This summer Albania plans to debut what it hopes will become a new selfie spot for tourists: Sazan Island, a former military base that still has bunkers and tunnels designed to withstand nuclear attack.

"What once was an isolated, unreached spot, a mystery to almost all Albanians but a few then-communist leaders, may now turn into an attractive place, especially for foreign tourists," says Auron Tare of Albania's National Coastal Agency.

Sazan Island is still technically a military base, but only two sailors remain, offering night shelter to navies patrolling Albanian waters.

"It's a mysterious island, part of the old communist Albania's mystery," says Celine Damery of France's Conservatoire du Littoral, which conserves coastal areas.

The island's many trenches and tunnels show how much money the once cash-strapped communist government spent fearing a Western invasion.

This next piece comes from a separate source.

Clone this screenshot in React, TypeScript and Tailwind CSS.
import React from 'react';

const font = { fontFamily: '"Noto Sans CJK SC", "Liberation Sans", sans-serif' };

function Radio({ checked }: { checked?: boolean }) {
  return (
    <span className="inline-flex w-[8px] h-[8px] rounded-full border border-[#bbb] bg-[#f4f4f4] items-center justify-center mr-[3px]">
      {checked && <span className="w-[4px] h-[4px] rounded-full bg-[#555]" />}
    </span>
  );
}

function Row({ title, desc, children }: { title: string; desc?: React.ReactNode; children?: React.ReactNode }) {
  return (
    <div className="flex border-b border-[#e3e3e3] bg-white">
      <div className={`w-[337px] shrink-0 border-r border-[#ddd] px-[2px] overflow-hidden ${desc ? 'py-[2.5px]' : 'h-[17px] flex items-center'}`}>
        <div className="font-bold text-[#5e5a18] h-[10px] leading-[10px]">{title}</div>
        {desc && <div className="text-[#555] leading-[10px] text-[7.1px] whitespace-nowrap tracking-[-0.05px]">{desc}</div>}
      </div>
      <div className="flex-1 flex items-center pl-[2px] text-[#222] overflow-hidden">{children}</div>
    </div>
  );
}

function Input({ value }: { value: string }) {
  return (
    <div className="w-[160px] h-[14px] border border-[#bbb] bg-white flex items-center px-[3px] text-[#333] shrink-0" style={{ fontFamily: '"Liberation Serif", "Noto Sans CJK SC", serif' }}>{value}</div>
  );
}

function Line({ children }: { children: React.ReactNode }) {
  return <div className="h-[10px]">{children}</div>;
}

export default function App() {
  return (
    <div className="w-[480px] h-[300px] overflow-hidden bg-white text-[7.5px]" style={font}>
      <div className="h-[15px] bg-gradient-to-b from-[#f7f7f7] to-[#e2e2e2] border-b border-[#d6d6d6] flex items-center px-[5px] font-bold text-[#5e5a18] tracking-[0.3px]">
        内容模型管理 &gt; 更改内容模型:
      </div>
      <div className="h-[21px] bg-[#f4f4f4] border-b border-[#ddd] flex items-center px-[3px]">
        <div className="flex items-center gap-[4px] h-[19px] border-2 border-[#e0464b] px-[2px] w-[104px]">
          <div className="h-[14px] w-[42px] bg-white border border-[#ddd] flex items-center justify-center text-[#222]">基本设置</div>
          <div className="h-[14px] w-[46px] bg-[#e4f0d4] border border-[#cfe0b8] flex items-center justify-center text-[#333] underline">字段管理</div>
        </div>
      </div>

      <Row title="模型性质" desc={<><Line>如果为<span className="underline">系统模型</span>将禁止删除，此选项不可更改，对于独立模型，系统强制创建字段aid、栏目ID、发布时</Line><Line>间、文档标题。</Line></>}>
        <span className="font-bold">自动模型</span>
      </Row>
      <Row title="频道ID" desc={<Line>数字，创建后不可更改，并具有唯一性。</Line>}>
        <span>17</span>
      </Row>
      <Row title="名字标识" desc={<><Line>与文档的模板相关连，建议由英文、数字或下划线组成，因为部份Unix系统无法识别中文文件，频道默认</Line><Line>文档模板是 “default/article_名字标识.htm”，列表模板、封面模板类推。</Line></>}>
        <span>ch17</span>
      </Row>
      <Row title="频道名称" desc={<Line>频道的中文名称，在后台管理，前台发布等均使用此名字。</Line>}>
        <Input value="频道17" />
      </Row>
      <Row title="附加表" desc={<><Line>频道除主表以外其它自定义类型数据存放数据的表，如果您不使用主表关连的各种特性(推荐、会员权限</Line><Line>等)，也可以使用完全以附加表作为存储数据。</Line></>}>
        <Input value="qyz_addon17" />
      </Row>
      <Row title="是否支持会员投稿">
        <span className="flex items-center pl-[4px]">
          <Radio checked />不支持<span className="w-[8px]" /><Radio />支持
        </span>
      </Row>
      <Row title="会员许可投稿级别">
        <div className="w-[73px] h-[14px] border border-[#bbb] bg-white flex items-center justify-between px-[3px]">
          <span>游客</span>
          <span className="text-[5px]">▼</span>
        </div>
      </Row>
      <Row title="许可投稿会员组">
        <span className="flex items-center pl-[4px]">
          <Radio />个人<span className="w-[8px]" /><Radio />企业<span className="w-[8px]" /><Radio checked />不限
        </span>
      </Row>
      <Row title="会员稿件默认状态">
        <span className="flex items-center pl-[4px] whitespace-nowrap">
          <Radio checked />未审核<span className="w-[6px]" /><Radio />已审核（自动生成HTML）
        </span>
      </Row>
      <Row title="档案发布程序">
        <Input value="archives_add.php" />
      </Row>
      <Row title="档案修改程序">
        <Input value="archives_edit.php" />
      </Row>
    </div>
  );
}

But now they're hoping Westerners will come, both to see Sazan and the country's other attractions — unspoiled beaches, tall mountains and history going back to ancient Greece. Tourism is now only 4.8 percent of Albania's GDP, and most current tourists are either Albanian immigrants visiting from Greece and Italy, or ethnic Albanians from neighboring Kosovo, Macedonia or Montenegro.

In addition to its military history, Sazan is also home to rare birds and reptiles, with temperatures a pleasant 50 to 77 degrees F year-round. Half the island's shore is accessible only from the water, due to high rocks on land, but officials think it will be an appealing place for activities like bird-watching and diving. Damery says Sazan's "biodiversity, landscape and heritage" are unusual for the Mediterranean.

Walking uphill on a mile-long pathway through pine trees and singing birds, many of the 3,600 one-man bunkers can still be seen dotting the hills, often in the shade of wild fig trees. It's not easy getting inside the bunkers though: They're still guarded — by lizards and the occasional snake.

Inland, the spooky, ruined buildings still contain old beds, kitchen utensils, school benches and chairs. More than 3,000 troops lived here at a time, with enough food, ammunition and fuel to sustain them for six months.

Sazan "was Albania's airplane carrier into the sea, the port of defense for (the nearby city of) Vlora and the Karaburun peninsula, the key to controlling the Otranto Strait," says Ibrahim Gaxholi, 73, commander for the base from 1975 to 1992.

Due to lack of maintenance, roofs have collapsed on a tailor's building and small battery factory. But much of the destruction occurred in the last 25 years, since Albania became democratic. The now-empty ammunition and fuel depots were looted in 1997, when turmoil followed the collapse of pyramid investment schemes that bankrupted Europe's poorest population. More recently a cinema and former command building were destroyed as targets for joint military exercises with British troops.

The Italian army was stationed here in the 1930s; Italian floor tiles can still be seen in some places. Another interesting spot is a small separate villa, with old equipment that served to monitor movements of U.S. and Italian ships, especially during the 1950s and 1960s when Albania was close to the then-Soviet Union. And hidden among the pine trees on a hill is the villa of a communist defense minister, Beqir Balluku, who was executed by late communist dictator Enver Hoxha as a traitor.

The island needs power and drinking water installed before tourists can be brought to visit, but Tare has lots of ideas for Sazan's future. Anti-nuclear tunnels would be cool for visitors on hot summer days, and could maybe even repurposed as wine cellars, Tare says. Maybe an international school or research center for underwater and coastal heritage could be created here. One idea that's been rejected: offers from Las Vegas investors to turn the island into a casino.

"This summer I will invite Western ambassadors for a visit and more, for sure, are to come," said Tare.